The celebration of one group of ballplayers does not have to be a repudiation of the other, and it’s not a stab to the heart of cold truth to celebrate the World Series champions for having accomplished something great. “The test of a first rate intelligence is the ability to hold two opposed ideas in the mind at the same time, and still retain the ability to function,” said F. Scott Fitzy, and that’s something to remember when the games are played.

I’m sort of beating a straw man here, but I’ve spent enough of my life tearing down artificial constructs like the World Series, and now I’m interested in why we need them, and how they work. It makes everything more fun, for me.

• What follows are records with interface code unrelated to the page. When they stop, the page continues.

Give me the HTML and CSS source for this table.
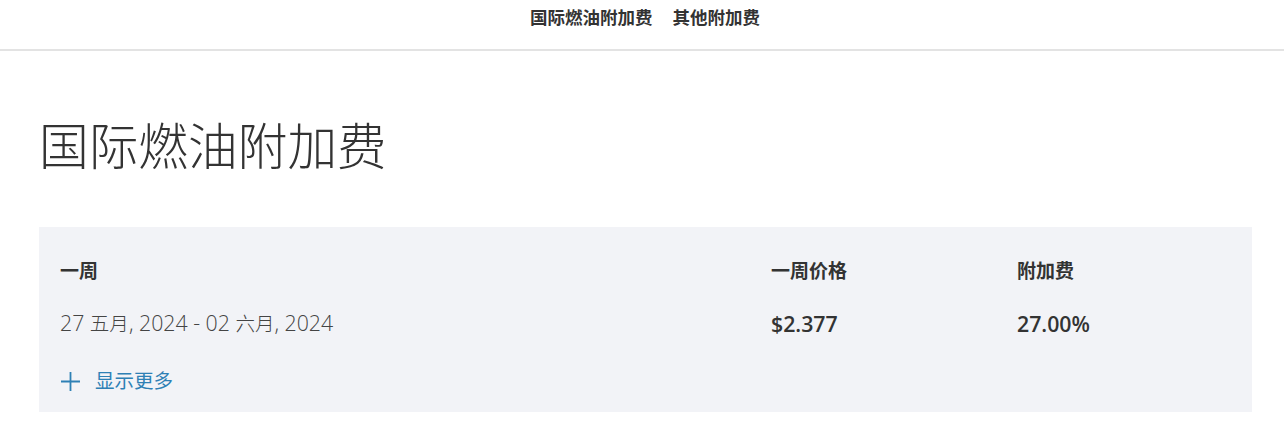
FILE: index.html
```html
<!DOCTYPE html>
<html lang="zh-CN">
<head>
<meta charset="utf-8">
<link rel="stylesheet" href="styles.css">
</head>
<body>
<nav class="topnav">
  <a class="navlink" href="#">国际燃油附加费</a>
  <a class="navlink" href="#">其他附加费</a>
</nav>
<main class="content">
  <h1 class="title">国际燃油附加费</h1>
  <section class="panel">
    <div class="row head">
      <div class="c1">一周</div>
      <div class="c2">一周价格</div>
      <div class="c3">附加费</div>
    </div>
    <div class="row data">
      <div class="c1 date">27 <span class="cjk">五月</span>, 2024 - 02 <span class="cjk">六月</span>, 2024</div>
      <div class="c2 num">$2.377</div>
      <div class="c3 num">27.00%</div>
    </div>
    <a class="more" href="#">
      <svg class="plus" width="21" height="21" viewBox="0 0 21 21"><path d="M10.5 1v19M1 10.5h19" stroke="currentColor" stroke-width="1.8" fill="none"/></svg>
      <span>显示更多</span>
    </a>
  </section>
</main>
</body>
</html>
```
FILE: styles.css
```css
* { box-sizing: border-box; }
body {
  margin: 0;
  background: #fff;
  color: #333;
  font-family: "Open Sans", "Noto Sans CJK SC", sans-serif;
}
.topnav {
  height: 51px;
  border-bottom: 2px solid #e3e3e3;
  display: flex;
  justify-content: center;
  gap: 20px;
  padding-top: 5px;
  padding-left: 6px;
}
.navlink {
  font-size: 17.5px;
  font-weight: 700;
  color: #333;
  text-decoration: none;
  line-height: 24px;
}
.content {
  padding: 0 32px 0 39px;
}
.title {
  margin: 63px 0 0 0;
  font-size: 49.7px;
  font-weight: 300;
  line-height: 64px;
  color: #333;
}
.panel {
  margin-top: 49px;
  background: #f2f3f7;
  width: 1213px;
  padding: 31px 21px 18px;
}
.row {
  display: grid;
  grid-template-columns: 711px 246px 1fr;
  align-items: center;
}
.head {
  font-size: 19px;
  font-weight: 700;
  line-height: 26px;
}
.data {
  margin-top: 26px;
  font-size: 21.3px;
  line-height: 26px;
}
.date {
  font-weight: 300;
  color: #444;
}
.cjk {
  font-size: 19.5px;
}
.num {
  font-weight: 600;
}
.more {
  margin-top: 31px;
  display: flex;
  align-items: center;
  gap: 14px;
  color: #2e80b5;
  text-decoration: none;
  font-size: 19.5px;
  line-height: 26px;
}
.plus { display: block; }
```
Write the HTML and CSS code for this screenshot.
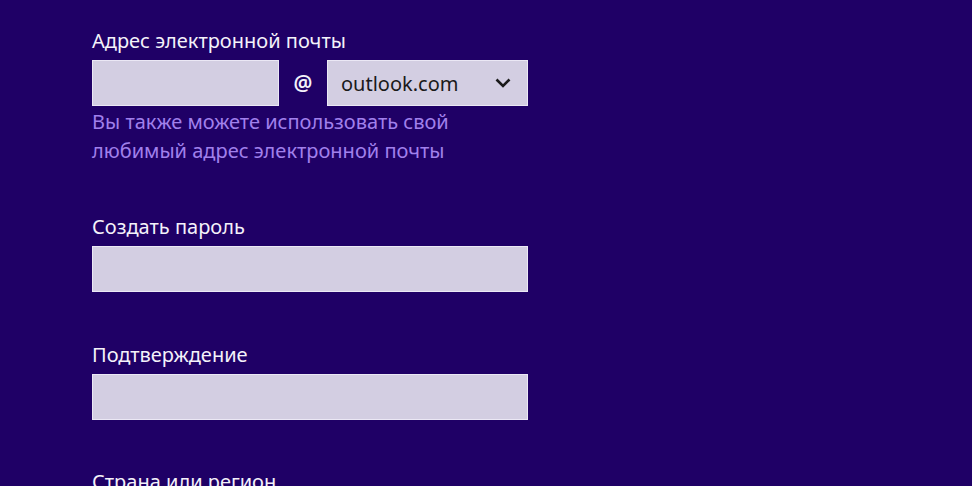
FILE: index.html
```html
<!DOCTYPE html>
<html lang="ru">

<head>
    <meta charset="UTF-8">
    <title>Учетная запись</title>
    <link rel="stylesheet" href="styles.css">
</head>

<body>
    <div class="form">
        <div class="field">
            <label for="email">Адрес электронной почты</label>
            <div class="email-row">
                <input type="text" id="email" class="box email-box">
                <span class="at">@</span>
                <div class="box select">
                    <span>outlook.com</span>
                    <svg width="16" height="10" viewBox="0 0 16 10">
                        <path d="M1.5 1.5 L8 8 L14.5 1.5" fill="none" stroke="#1a1a1a" stroke-width="2.6" />
                    </svg>
                </div>
            </div>
            <p class="hint">Вы также можете использовать свой<br>любимый адрес электронной почты</p>
        </div>

        <div class="field">
            <label for="pass">Создать пароль</label>
            <input type="password" id="pass" class="box wide">
        </div>

        <div class="field">
            <label for="pass2">Подтверждение</label>
            <input type="password" id="pass2" class="box wide">
        </div>

        <div class="field">
            <label for="country">Страна или регион</label>
        </div>
    </div>
</body>

</html>
```

FILE: styles.css
```css
body {
    margin: 0;
    padding: 27px 0 0 92px;
    background: #1f0066;
    font-family: "Noto Sans", "Open Sans", sans-serif;
    color: #fff;
    height: 100vh;
    box-sizing: border-box;
    overflow: hidden;
}

.form {
    width: 436px;
}

.field {
    margin-bottom: 48px;
}

label {
    display: block;
    font-size: 20px;
    line-height: 28px;
    margin-bottom: 5px;
    color: #f4f2fa;
}

.box {
    display: block;
    height: 46px;
    box-sizing: border-box;
    border: 1px solid #ebe8f5;
    background: #d3cee2;
    margin: 0;
    padding: 0 12px;
    font-family: inherit;
    font-size: 20px;
    color: #1a1a1a;
    outline: none;
}

.wide {
    width: 100%;
}

.email-row {
    display: flex;
    align-items: center;
}

.email-box {
    width: 187px;
}

.at {
    width: 48px;
    text-align: center;
    font-size: 21px;
    font-weight: 600;
    color: #f4f2fa;
}

.select {
    flex: 1;
    display: flex;
    align-items: center;
    justify-content: space-between;
    padding: 0 16px 0 13px;
}

.hint {
    margin: 1px 0 0;
    font-size: 20px;
    line-height: 29px;
    color: #a180ec;
}

.field:nth-child(3) {
    padding-top: 1px;
}
```
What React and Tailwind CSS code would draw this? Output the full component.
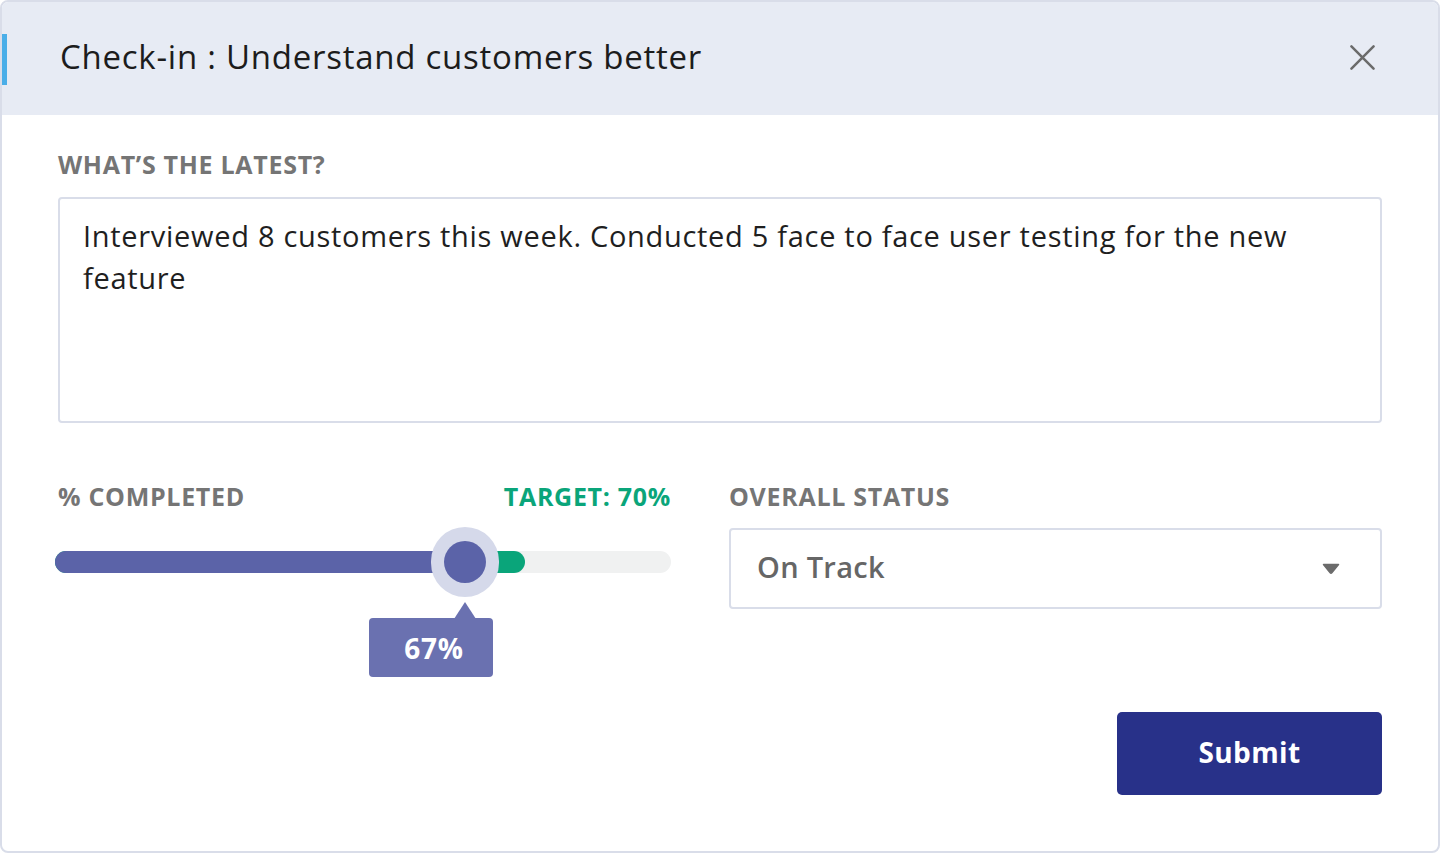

Sports need fans, continued

A few more thoughts on Chris Jones’s Grantland headscratcher:

• Either rooting for a sports team is an inherently silly enterprise or it isn’t—that’s your judgment call. I say that it’s not, and I say that is only by the collective decision of myself and others that it’s not that the Boston Red Sox continue to exist. If we all disappeared tomorrow and John Henry still roamed the Earth, the Red Sox would no longer be a viable business enterprise. We are, in a sense, the real owners of the team, with our NESN surcharges and MLB.tv subscriptions. Breaking the experience of a fan down into its discrete elements, and evaluating them logically, will lead you straight to volunteering at a health clinic in sub-Saharan Africa. (If you would like to do this, by all means go, and you are a wonderful person.) For the 99.9 percent of us who live in a world where we acknowledge that hardships are relative, and life can be tough enough as it is, including ourselves in team experience is neither conspiratorial nor grandiose—it’s just reflecting the reality of the situation. Can it be annoying? Sure, but it’s a key draw for why people become fans in the first place.

• Using the Marlins as an example would seem to be the exception that proves the rule. The Marlins are only able to exist because the Yankees, Red Sox, et al have so many fans that there’s spillover cash. If anything, this would give Yankees fans an opportunity to call two teams “we,” instead of zero.

• It just seems like it’s buzzkill for the sake of buzzkill, and preaching to a choir instead of trying to make any real argument.

I understand that tearing Grantland down is easier than putting it up, so I’m trying to be nice about this (for once), but jeezo peezo, as Frowns would say.